MR. JUSTICE MURPHY delivered the opinion of the Court.

This is a suit against the United States under the Federal Tort Claims Act, 28 U.S.C. § 921, 60 Stat. 842, now 28 U.S.C. § 26 1. The question is whether members of the United States armed forces can recover under that Act for injuries not incident to their service. The District Court for the Western District of North Carolina entered judgment against the Government, rendering an unreported opinion, but the Court of Appeals for the Fourth Circuit reversed, in a divided decision. 169 F.2d 840. We brought the case here on certiorari because of its importance as an interpretation of the Act.

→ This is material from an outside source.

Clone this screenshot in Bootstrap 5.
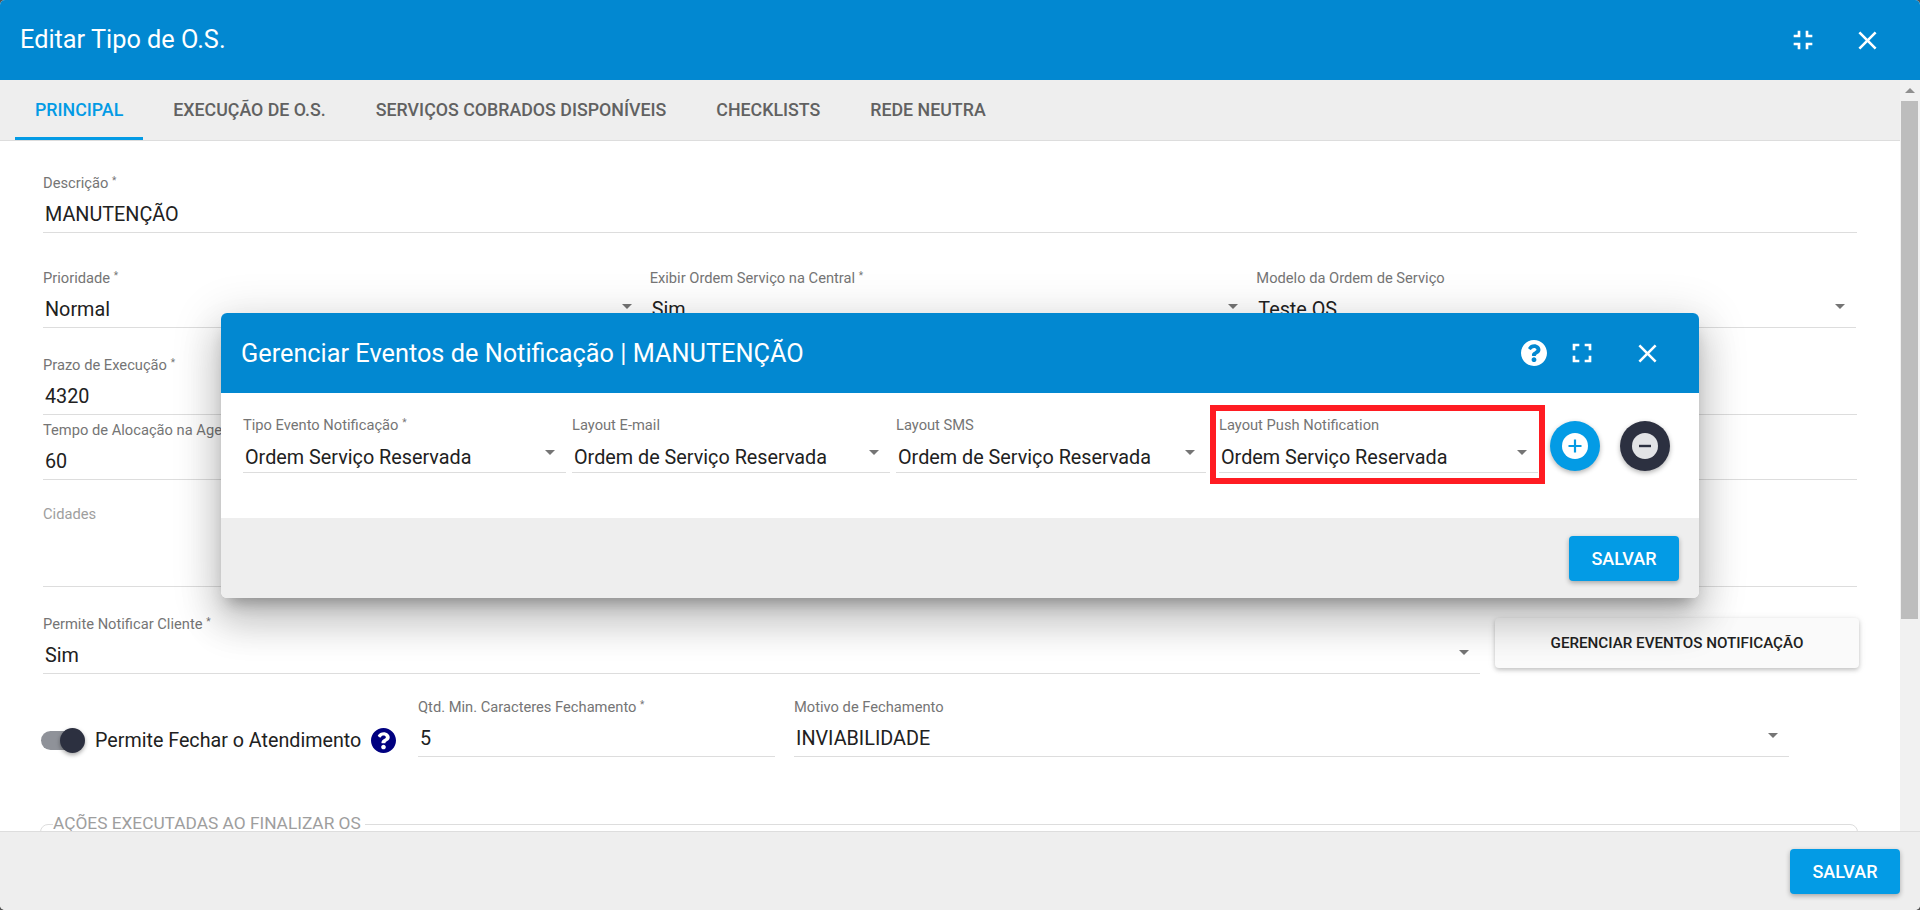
<!DOCTYPE html>
<html lang="pt-BR">
<head>
<meta charset="utf-8">
<title>Editar Tipo de O.S.</title>
<link href="https://cdn.jsdelivr.net/npm/bootstrap@5.3.0/dist/css/bootstrap.min.css" rel="stylesheet">
<style>
html,body{height:100%;margin:0;overflow:hidden;background:#555;font-family:Roboto,"Liberation Sans",sans-serif;color:#212121}
.win{height:910px;border-radius:5px;overflow:hidden;background:#fff;position:relative}
.bar-top{height:80px;flex:none;background:#0288d1;color:#fff;padding:0 37px 0 20px}
.bar-title{font-size:25.3px;font-weight:400;margin:0;line-height:1}
.ico-btn{background:none;border:0;padding:0;line-height:0;color:#fff;display:block}
.ico-btn svg{fill:currentColor;display:block}
.mid{min-height:0}
.tabs-bar{height:61px;background:#eee;border-bottom:1px solid #ddd;padding-left:15px;flex:none;flex-wrap:nowrap;gap:10px}
.tab-link{height:60px;padding:3px 20px 0;display:flex;align-items:center;font-size:17.8px;font-weight:500;color:#616161;text-transform:uppercase;text-decoration:none;border-bottom:3px solid transparent;white-space:nowrap}
.tab-link.on{color:#039be5;border-bottom-color:#039be5}
.main-area{overflow:hidden;padding:32px 43px 0 43px;min-height:0}
.sbar{width:20px;flex:none;background:#f1f1f1;padding:0 2px 0 1px}
.sbar-up{height:21px;padding-top:8px}
.sbar-up i{display:block;width:0;margin:0 auto;border:5px solid transparent;border-top:0;border-bottom:5px solid #8f8f8f}
.sbar-thumb{height:518px;background:#bdbdbd}
.fld{display:block}
.fld-label{display:block;font-size:14.7px;line-height:20px;color:#757575;margin:0;white-space:nowrap}
.fld-label sup{font-size:10px;top:-.4em}
.fld-label.dim{color:#9e9e9e}
.fld-val{height:40px;border:0;border-bottom:1px solid #ddd;border-radius:0;padding:0 11px 0 2px;background:none;font-size:19.8px;line-height:40px;color:#212121;display:flex;justify-content:space-between;align-items:center}
.fld-val>span{padding-top:5px}
.fld-tall{height:63px}
.caret-dn{width:0;height:0;border:5px solid transparent;border-bottom:0;border-top:5px solid #757575;flex:none;margin-top:-2px}
.row-tight{--bs-gutter-x:7px;margin-right:-2.5px}
.mb-a{margin-bottom:35px}
.mb-b{margin-bottom:27px}
.mb-c{margin-bottom:5px}
.mb-d{margin-bottom:24px}
.mb-e{margin-bottom:27px}
.mb-f{margin-bottom:23px}
.mb-g{margin-bottom:58px}
.grow-gap{gap:15px}
.btn-light-ev{width:364px;height:50px;margin:4px -2px 0 0;flex:none;background:#fafafa;border:0;border-radius:4px;font-size:15.2px;font-weight:500;color:#212121;text-transform:uppercase;white-space:nowrap;box-shadow:0 2px 4px rgba(0,0,0,.2),0 1px 8px rgba(0,0,0,.08)}
.tog-wrap{width:358px;margin-left:-2px;flex:none;padding-top:31px;gap:10px}
.tog{width:44px;height:25px;position:relative;flex:none}
.tog-track{display:block;position:absolute;left:0;top:3px;width:38px;height:19px;border-radius:10px;background:#8f9299}
.tog-knob{display:block;position:absolute;right:0;top:0;width:25px;height:25px;border-radius:50%;background:#2c3040;box-shadow:0 2px 4px rgba(0,0,0,.35)}
.tog-text{font-size:19.7px;line-height:25px;color:#212121;white-space:nowrap}
.tog-help{fill:#000080;display:block;flex:none}
.w-qtd{width:357px;flex:none}
.w-mot{width:995px;flex:none}
.row-gap{gap:19px}
.fset{border:1px solid #ddd;border-radius:8px;margin:0 -1px 0 -3px;padding:0 12px;min-height:60px}
.fset legend{float:none;width:auto;font-size:17.3px;line-height:16px;color:#9e9e9e;margin:0;padding:0 4px 2px 0;text-transform:uppercase;white-space:nowrap}
.bar-bottom{height:79px;flex:none;background:#eee;border-top:1px solid #ddd;padding:17px 20px 0 0}
.btn-save{width:110px;height:45px;background:#039be5;border:0;color:#fff;font-size:18px;font-weight:500;border-radius:4px;text-transform:uppercase;padding:0;box-shadow:0 2px 5px rgba(0,0,0,.3)}
.dlg{position:absolute;left:221px;top:313px;width:1478px;height:285px;border-radius:6px;background:#fff;box-shadow:0 11px 15px -7px rgba(0,0,0,.3),0 24px 38px 3px rgba(0,0,0,.16),0 9px 46px 8px rgba(0,0,0,.12)}
.dlg-head{height:80px;background:#0288d1;color:#fff;border-radius:6px 6px 0 0;padding:0 36px 0 20px}
.dlg-head .bar-title{padding-top:2px}
.dlg-body{height:125px;padding:12px 0 0 22px;gap:6px}
.dlg-body .fld-val>span{padding-top:9px}
.dlg-foot{height:80px;background:#eee;border-radius:0 0 6px 6px;padding:18px 20px 0 0}
.dlg-fld{flex:none;padding-top:10px}
.dlg-fld .fld-val{height:38px}
.w-1{width:323px}.w-2{width:318px}.w-3{width:310px;margin-right:-1px}
.red-box{width:335px;height:79px;border:6px solid #ff1c22;padding:4px 1px 0 3px;flex:none;margin-left:-1px}
.red-box .fld-val{width:319px;height:38px}
.fab{width:50px;height:50px;border-radius:50%;border:0;padding:0;box-shadow:0 2px 5px rgba(0,0,0,.3);flex:none;display:flex;align-items:center;justify-content:center;margin-top:16px}
.fab-add{background:#039be5;margin-left:-1px}
.fab-del{background:#2c3040;margin-left:14px}
</style>
</head>
<body>
<div class="win d-flex flex-column">
  <div class="bar-top d-flex align-items-center justify-content-between">
    <h5 class="bar-title">Editar Tipo de O.S.</h5>
    <div class="d-flex align-items-center" style="gap:33px">
      <button class="ico-btn" type="button" aria-label="Reduzir"><svg width="32" height="32" viewBox="0 0 24 24"><path d="M5 16h3v3h2v-5H5v2zm3-8H5v2h5V5H8v3zm6 11h2v-3h3v-2h-5v5zm2-11V5h-2v5h5V8h-3z"/></svg></button>
      <button class="ico-btn" type="button" aria-label="Fechar"><svg width="31" height="31" viewBox="0 0 24 24"><path d="M19 6.41L17.59 5 12 10.59 6.41 5 5 6.41 10.59 12 5 17.59 6.41 19 12 13.41 17.59 19 19 17.59 13.41 12z"/></svg></button>
    </div>
  </div>

  <div class="d-flex flex-fill mid">
    <div class="flex-fill d-flex flex-column" style="min-width:0">
      <nav class="nav tabs-bar">
        <a class="tab-link on" href="#">Principal</a>
        <a class="tab-link" href="#">Execução de O.S.</a>
        <a class="tab-link" href="#">Serviços Cobrados Disponíveis</a>
        <a class="tab-link" href="#">Checklists</a>
        <a class="tab-link" href="#">Rede Neutra</a>
      </nav>
      <div class="main-area flex-fill">
        <div class="fld mb-a">
          <label class="fld-label">Descrição <sup>*</sup></label>
          <div class="fld-val"><span>MANUTENÇÃO</span></div>
        </div>
        <div class="row row-tight mb-b">
          <div class="col-4"><label class="fld-label">Prioridade <sup>*</sup></label><div class="fld-val"><span>Normal</span><i class="caret-dn"></i></div></div>
          <div class="col-4"><label class="fld-label">Exibir Ordem Serviço na Central <sup>*</sup></label><div class="fld-val"><span>Sim</span><i class="caret-dn"></i></div></div>
          <div class="col-4"><label class="fld-label">Modelo da Ordem de Serviço</label><div class="fld-val"><span>Teste OS</span><i class="caret-dn"></i></div></div>
        </div>
        <div class="fld mb-c">
          <label class="fld-label">Prazo de Execução <sup>*</sup></label>
          <div class="fld-val"><span>4320</span></div>
        </div>
        <div class="fld mb-d">
          <label class="fld-label">Tempo de Alocação na Agenda <sup>*</sup></label>
          <div class="fld-val"><span>60</span></div>
        </div>
        <div class="fld mb-e">
          <label class="fld-label dim">Cidades</label>
          <div class="fld-val fld-tall"></div>
        </div>
        <div class="d-flex grow-gap mb-f">
          <div class="flex-fill"><label class="fld-label">Permite Notificar Cliente <sup>*</sup></label><div class="fld-val"><span>Sim</span><i class="caret-dn"></i></div></div>
          <button class="btn btn-light-ev" type="button">Gerenciar Eventos Notificação</button>
        </div>
        <div class="d-flex row-gap mb-g">
          <div class="d-flex align-items-start tog-wrap">
            <span class="tog"><span class="tog-track"></span><span class="tog-knob"></span></span>
            <span class="tog-text">Permite Fechar o Atendimento</span>
            <svg class="tog-help" width="25" height="25" viewBox="8 8 496 496"><path d="M504 256c0 136.997-111.043 248-248 248S8 392.997 8 256C8 119.083 119.043 8 256 8s248 111.083 248 248zM262.655 90c-54.497 0-89.255 22.957-116.549 63.758-3.536 5.286-2.353 12.415 2.715 16.258l34.699 26.31c5.205 3.947 12.621 3.008 16.665-2.122 17.864-22.658 30.113-35.797 57.303-35.797 20.429 0 45.698 13.148 45.698 32.958 0 14.976-12.363 22.667-32.534 33.976C247.128 238.528 216 254.941 216 296v4c0 6.627 5.373 12 12 12h56c6.627 0 12-5.373 12-12v-1.333c0-28.462 83.186-29.647 83.186-106.667 0-58.002-60.165-102-116.531-102zM256 338c-25.365 0-46 20.635-46 46 0 25.364 20.635 46 46 46s46-20.636 46-46c0-25.365-20.635-46-46-46z"/></svg>
          </div>
          <div class="w-qtd"><label class="fld-label">Qtd. Min. Caracteres Fechamento <sup>*</sup></label><div class="fld-val"><span>5</span></div></div>
          <div class="w-mot"><label class="fld-label">Motivo de Fechamento</label><div class="fld-val"><span>INVIABILIDADE</span><i class="caret-dn"></i></div></div>
        </div>
        <fieldset class="fset"><legend>Ações Executadas ao Finalizar OS</legend></fieldset>
      </div>
    </div>
    <div class="sbar"><div class="sbar-up"><i></i></div><div class="sbar-thumb"></div></div>
  </div>

  <div class="bar-bottom d-flex justify-content-end align-items-start">
    <button class="btn btn-save" type="button">Salvar</button>
  </div>

  <div class="dlg">
    <div class="dlg-head d-flex align-items-center justify-content-between">
      <h5 class="bar-title">Gerenciar Eventos de Notificação | MANUTENÇÃO</h5>
      <div class="d-flex align-items-center">
        <button class="ico-btn" type="button" aria-label="Ajuda" style="margin-right:19px"><svg width="26" height="26" viewBox="8 8 496 496"><path d="M504 256c0 136.997-111.043 248-248 248S8 392.997 8 256C8 119.083 119.043 8 256 8s248 111.083 248 248zM262.655 90c-54.497 0-89.255 22.957-116.549 63.758-3.536 5.286-2.353 12.415 2.715 16.258l34.699 26.31c5.205 3.947 12.621 3.008 16.665-2.122 17.864-22.658 30.113-35.797 57.303-35.797 20.429 0 45.698 13.148 45.698 32.958 0 14.976-12.363 22.667-32.534 33.976C247.128 238.528 216 254.941 216 296v4c0 6.627 5.373 12 12 12h56c6.627 0 12-5.373 12-12v-1.333c0-28.462 83.186-29.647 83.186-106.667 0-58.002-60.165-102-116.531-102zM256 338c-25.365 0-46 20.635-46 46 0 25.364 20.635 46 46 46s46-20.636 46-46c0-25.365-20.635-46-46-46z"/></svg></button>
        <button class="ico-btn" type="button" aria-label="Expandir" style="margin-right:34px"><svg width="32" height="32" viewBox="0 0 24 24"><path d="M7 14H5v5h5v-2H7v-3zm-2-4h2V7h3V5H5v5zm12 7h-3v2h5v-5h-2v3zM14 5v2h3v3h2V5h-5z"/></svg></button>
        <button class="ico-btn" type="button" aria-label="Fechar"><svg width="31" height="31" viewBox="0 0 24 24"><path d="M19 6.41L17.59 5 12 10.59 6.41 5 5 6.41 10.59 12 5 17.59 6.41 19 12 13.41 17.59 19 19 17.59 13.41 12z"/></svg></button>
      </div>
    </div>
    <div class="dlg-body d-flex align-items-start">
      <div class="dlg-fld w-1"><label class="fld-label">Tipo Evento Notificação <sup>*</sup></label><div class="fld-val"><span>Ordem Serviço Reservada</span><i class="caret-dn"></i></div></div>
      <div class="dlg-fld w-2"><label class="fld-label">Layout E-mail</label><div class="fld-val"><span>Ordem de Serviço Reservada</span><i class="caret-dn"></i></div></div>
      <div class="dlg-fld w-3"><label class="fld-label">Layout SMS</label><div class="fld-val"><span>Ordem de Serviço Reservada</span><i class="caret-dn"></i></div></div>
      <div class="red-box"><label class="fld-label">Layout Push Notification</label><div class="fld-val"><span>Ordem Serviço Reservada</span><i class="caret-dn"></i></div></div>
      <button class="fab fab-add" type="button" aria-label="Adicionar"><svg width="26" height="26" viewBox="0 0 26 26"><circle cx="13" cy="13" r="13" fill="#fff"/><path d="M13 6.5v13M6.5 13h13" stroke="#039be5" stroke-width="2.2"/></svg></button>
      <button class="fab fab-del" type="button" aria-label="Remover"><svg width="26" height="26" viewBox="0 0 26 26"><circle cx="13" cy="13" r="13" fill="#e2e3e6"/><path d="M7 13h12" stroke="#2c3040" stroke-width="2.4"/></svg></button>
    </div>
    <div class="dlg-foot d-flex justify-content-end align-items-start">
      <button class="btn btn-save" type="button">Salvar</button>
    </div>
  </div>
</div>
<script src="https://cdn.jsdelivr.net/npm/bootstrap@5.3.0/dist/js/bootstrap.bundle.min.js"></script>
</body>
</html>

The facts are these. Welker Brooks, Arthur Brooks, and their father, James Brooks, were riding in their automobile along a public highway in North Carolina on a dark, rainy night in February, 1945. Arthur was driving. He came to a full stop before entering an intersection, and proceeded across the nearer lane of the intersecting road. Seconds later, the car was struck from the left by a United States Army truck, driven by a civilian employee of the Army. Arthur Brooks was killed; Welker and his father were badly injured.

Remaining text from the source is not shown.